API Reference
Endpoint-by-endpoint documentation for StellarCloud. OpenAI-compatible where possible. REST + JSON end-to-end.
Base URL
Managed deployments: https://api.stellarcloud.ai/v1
Self-hosted deployments: https://your-domain/v1
Versioning is path-based. Breaking changes bump to /v2 with a minimum 12-month deprecation window.
Authentication
Bearer token in the Authorization header. API keys are managed in the admin UI with per-key scopes, rate limits, and expiry.
Keys are either organization-wide or Base-scoped. Best practice: one key per service / application, rotated quarterly.
Endpoints overview
Chat & completions
| Endpoint | Purpose |
|---|---|
POST /chat/completions | OpenAI-compatible chat completion |
POST /completions | Legacy text completion (discouraged) |
POST /embeddings | OpenAI-compatible embeddings |
StellarCloud-specific
| Endpoint | Purpose |
|---|---|
POST /ocr | StellarOCR — document to structured output |
POST /detect-language | GlotLID language detection |
POST /ner | Named entity recognition |
POST /entity-linking | Link entities to canonical IDs |
POST /lemmatize | Stanza lemmatization |
POST /rerank | Cross-encoder re-ranking |
POST /image-embeddings | DINOv3 image embeddings |
Platform
| Endpoint | Purpose |
|---|---|
POST /search | Hybrid search over a Base |
POST /sources | Manage data source connectors |
POST /agents | Create / update agents |
POST /workflows/<id>/trigger | Run a workflow |
GET /audit-log | Query the audit log |
StellarGate
| Endpoint | Purpose |
|---|---|
POST /gate/anonymize | Mode 2 — anonymize without forwarding |
POST /gate/deanonymize | Mode 2 — resolve tokens with map_id |
POST /gate/dictionaries | Manage custom dictionaries |
POST /gate/hitl/queue | HITL approval queue |
For Mode 1 (transparent proxy), use POST /chat/completions — StellarGate handles anonymization transparently.

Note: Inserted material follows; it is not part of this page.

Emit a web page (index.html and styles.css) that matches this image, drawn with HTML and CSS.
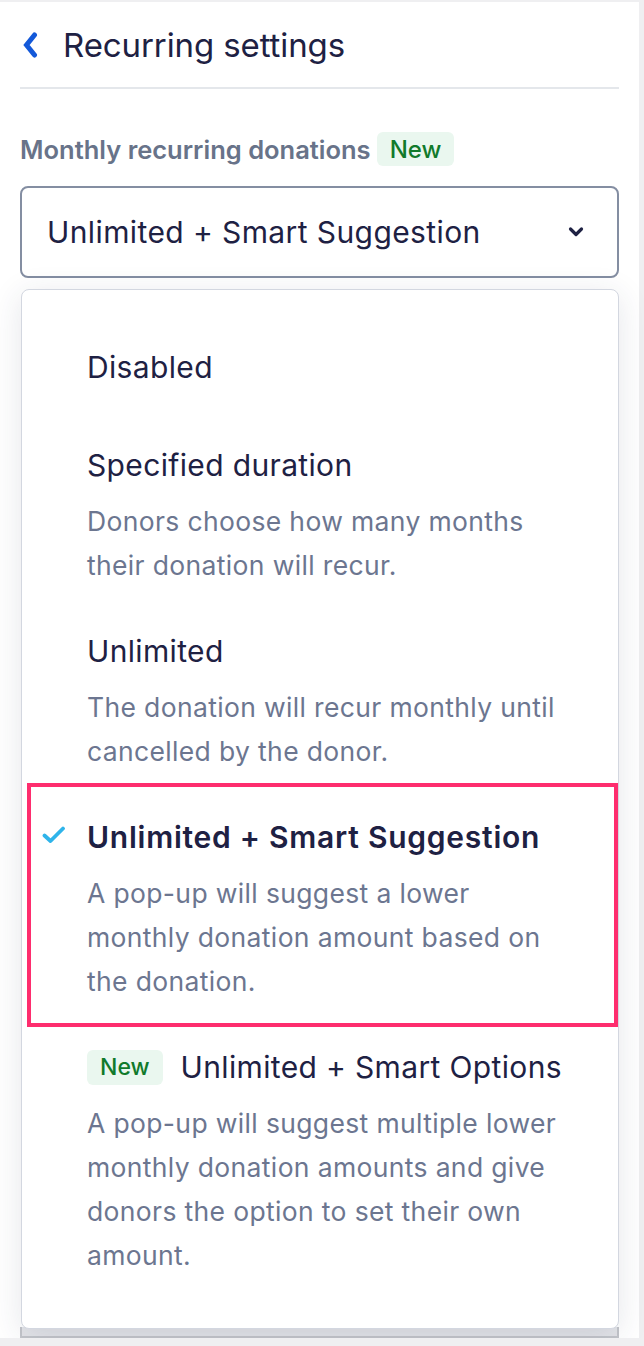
FILE: index.html
```html
<!DOCTYPE html>
<html>
<head>
<meta charset="utf-8">
<link rel="stylesheet" href="styles.css">
</head>
<body>
<div class="panel">
  <div class="header">
    <svg class="back" width="16" height="26" viewBox="0 0 16 26"><path d="M12.5 3 L4.5 13 L12.5 23" fill="none" stroke="#1459d9" stroke-width="5" stroke-linecap="round" stroke-linejoin="miter"/></svg>
    <h1 class="title">Recurring settings</h1>
  </div>
  <div class="label-row">
    <span class="label">Monthly recurring donations</span>
    <span class="badge">New</span>
  </div>
  <div class="select">
    <span class="select-value">Unlimited + Smart Suggestion</span>
    <svg class="caret" width="16" height="12" viewBox="0 0 16 12"><path d="M2.5 3 L8 8.5 L13.5 3" fill="none" stroke="#1e2143" stroke-width="3.2" stroke-linecap="round" stroke-linejoin="round"/></svg>
  </div>
  <div class="menu-wrap">
    <div class="menu">
      <div class="item item-plain">
        <div class="item-title">Disabled</div>
      </div>
      <div class="item">
        <div class="item-title">Specified duration</div>
        <div class="item-desc">Donors choose how many months their donation will recur.</div>
      </div>
      <div class="item">
        <div class="item-title">Unlimited</div>
        <div class="item-desc">The donation will recur monthly until cancelled by the donor.</div>
      </div>
      <div class="item item-selected">
        <svg class="check" width="24" height="20" viewBox="0 0 24 20"><path d="M2.5 10.5 L8.5 16 L21 3.5" fill="none" stroke="#2fb4ea" stroke-width="3.8" stroke-linecap="round" stroke-linejoin="round"/></svg>
        <div class="item-title strong">Unlimited + Smart Suggestion</div>
        <div class="item-desc">A pop-up will suggest a lower monthly donation amount based on the donation.</div>
      </div>
      <div class="item">
        <div class="item-title"><span class="badge badge-sm">New</span><span>Unlimited + Smart Options</span></div>
        <div class="item-desc">A pop-up will suggest multiple lower monthly donation amounts and give donors the option to set their own amount.</div>
      </div>
    </div>
    <div class="under"></div>
  </div>
</div>
</body>
</html>
```
FILE: styles.css
```css
* { box-sizing: border-box; }
html, body { margin: 0; padding: 0; }
body {
  background: #efeff1;
  font-family: Inter, "Noto Sans", sans-serif;
  color: #1e2143;
}
.panel {
  width: 639px;
  margin-top: 2px;
  background: #ffffff;
  padding: 0 20px;
}
.header {
  display: flex;
  align-items: center;
  height: 87px;
  border-bottom: 2px solid #e4e7eb;
}
.back { margin-left: 2px; margin-right: 25px; flex: none; }
.title {
  margin: 0;
  font-size: 33px;
  font-weight: 400;
  color: #1e2143;
  letter-spacing: -0.1px;
}
.label-row {
  display: flex;
  align-items: center;
  gap: 6px;
  margin-top: 43px;
  height: 34px;
}
.label {
  font-size: 25.5px;
  font-weight: 600;
  color: #687389;
  letter-spacing: 0;
}
.badge {
  display: inline-flex;
  align-items: center;
  justify-content: center;
  background: #eaf7ef;
  color: #117a2b;
  font-size: 24px;
  font-weight: 500;
  height: 34px;
  padding: 0 13px;
  border-radius: 6px;
}
.select {
  margin-top: 20px;
  height: 92px;
  border: 2px solid #848ea2;
  border-radius: 8px;
  display: flex;
  align-items: center;
  justify-content: space-between;
  padding: 0 33px 0 25px;
}
.select-value {
  font-size: 30px;
  letter-spacing: 0.4px;
  color: #1e2143;
}
.menu-wrap {
  position: relative;
  margin-top: 11px;
}
.menu {
  position: relative;
  z-index: 1;
  margin-left: 1px;
  border: 1px solid #d3d7e0;
  border-radius: 8px;
  background: #ffffff;
  box-shadow: 0 6px 32px rgba(40, 50, 80, 0.12);
  padding: 34px 0 30px;
}
.item {
  position: relative;
  padding: 21px 48px 21px 65px;
}
.item-plain { padding-bottom: 33px; }
.item-title {
  font-size: 30px;
  letter-spacing: 0.35px;
  line-height: 44px;
  color: #1e2143;
  display: flex;
  align-items: center;
  gap: 18px;
}
.item-title.strong { font-weight: 600; letter-spacing: 0.75px; }
.item-desc {
  margin-top: 12px;
  font-size: 26.5px;
  letter-spacing: 0.35px;
  line-height: 44px;
  color: #6c7690;
}
.item-selected::after {
  content: "";
  position: absolute;
  left: 5px;
  right: 0;
  top: -11px;
  bottom: -3px;
  border: 4px solid #fe2d6e;
  pointer-events: none;
}
.check {
  position: absolute;
  left: 20px;
  top: 31px;
}
.badge-sm {
  height: 35px;
  font-size: 23px;
  letter-spacing: 0;
  padding: 0 13px;
}
.under {
  margin-top: -2px;
  height: 11px;
  border: 2px solid #c3c5ca;
  border-top: none;
  background: #e3e4e8;
}
```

Request / response conventions
- All requests and responses are JSON, UTF-8 encoded
- Timestamps are ISO 8601 in UTC
- IDs are opaque strings, case-sensitive
- Pagination via
cursorparameter;next_cursorin the response - Rate limits communicated via
X-RateLimit-*headers
Errors
Standard HTTP status codes + JSON error body:
| Status | Meaning |
|---|---|
| 400 | Bad request — invalid JSON or parameters |
| 401 | Missing or invalid API key |
| 403 | API key lacks permission for the resource |
| 404 | Resource not found |
| 409 | Conflict (e.g. concurrent modification) |
| 422 | Input failed schema validation |
| 429 | Rate limit exceeded — retry after Retry-After seconds |
| 500 | Internal server error — report to support if persistent |
| 502 / 503 | Upstream provider unavailable |
Error body: code (machine-readable), message (human-readable), request_id (for support correlation).
Rate limits
Defaults:
- 50 requests per second per API key
- 100 concurrent connections per API key
- Daily spending cap configurable per key
Higher limits available on request.
Streaming
Chat completions support Server-Sent Events (SSE) streaming via stream: true. Individual tokens are streamed in standard OpenAI SSE format. Ends with data: [DONE].
Idempotency
Non-idempotent endpoints (POST that creates resources) accept an Idempotency-Key header. If we see the same key within 24 hours, we return the cached response rather than re-executing.
Webhooks
For long-running operations (large OCR jobs, workflow runs), webhooks notify your endpoint on completion. Configure webhook URLs in the admin UI. Payloads are HMAC-signed — verify the signature before trusting.
SDKs
Official SDKs wrap the REST API with language-specific ergonomics:
- Python —
stellarbaseon PyPI - TypeScript / Node —
@stellarbase/sdkon npm - Go, Java, .NET, Rust — beta
All SDKs support the OpenAI compatibility layer — if you’re already using openai-python or openai-node, the minimum change is just the base URL.
OpenAPI spec
Full OpenAPI 3.1 spec available at https://api.stellarcloud.ai/v1/openapi.json. Import into Postman, Insomnia, or any code-generator to scaffold client code.